L’extension de la ville de Kolwezi en quatre nouvelles communes est une initiative importante en guise d’un développement territorial équilibré dans cette région. Il s’agit d’un exemple concret de l’application des principes de l’aménagement du territoire pour guider l’expansion urbaine de manière planifiée et ordonnée. De deux communes, elle passera à 6. Ainsi avoir dans son espace physique le siège du gouvernorat. De plus, la ville de Boma est également concernée par cette résolution. Elle a été retenue comme ville témoin pour la réalisation des nouvelles villes durables et vertes.

 HM En tant que leader du Grand Equateur, vous dépensez beaucoup d’argent dans la construction des ouvrages, particulièrement à Boende dont le stade, l’aérogare et le mausolée d’Isidore Bakanja. Qu’en tirez-vous comme bénéfice ?

« Nous avons l’ambition de transformer le paysage territorial du pays, de créer un environnement favorable à un développement économique, social et environnemental durable… »

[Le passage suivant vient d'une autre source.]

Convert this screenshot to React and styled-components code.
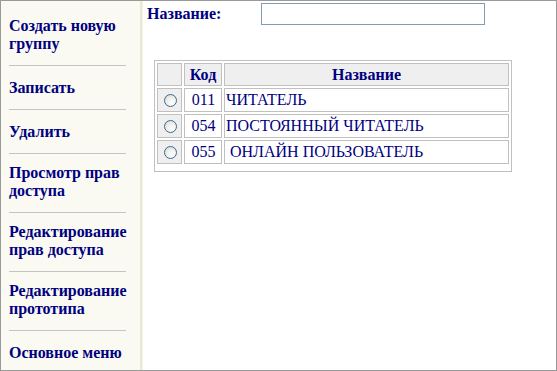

 Les ouvrages que nous avons réalisés, tels que le stade, l’aérogare et le mausolée d’Isidore Bakanja à Boende, ont été entrepris dans le cadre du développement et de l’amélioration des infrastructures de la région du Grand Équateur. Ces investissements visent à consolider les capacités locales, à déployer le tourisme et à répondre aux besoins de la population en matière d’infrastructures de qualité. Les bénéfices que nous en retirons sont multiples : ils contribuent à la croissance économique de la région, accélèrent le bienêtre des habitants et élèvent la fierté et l’identité locale.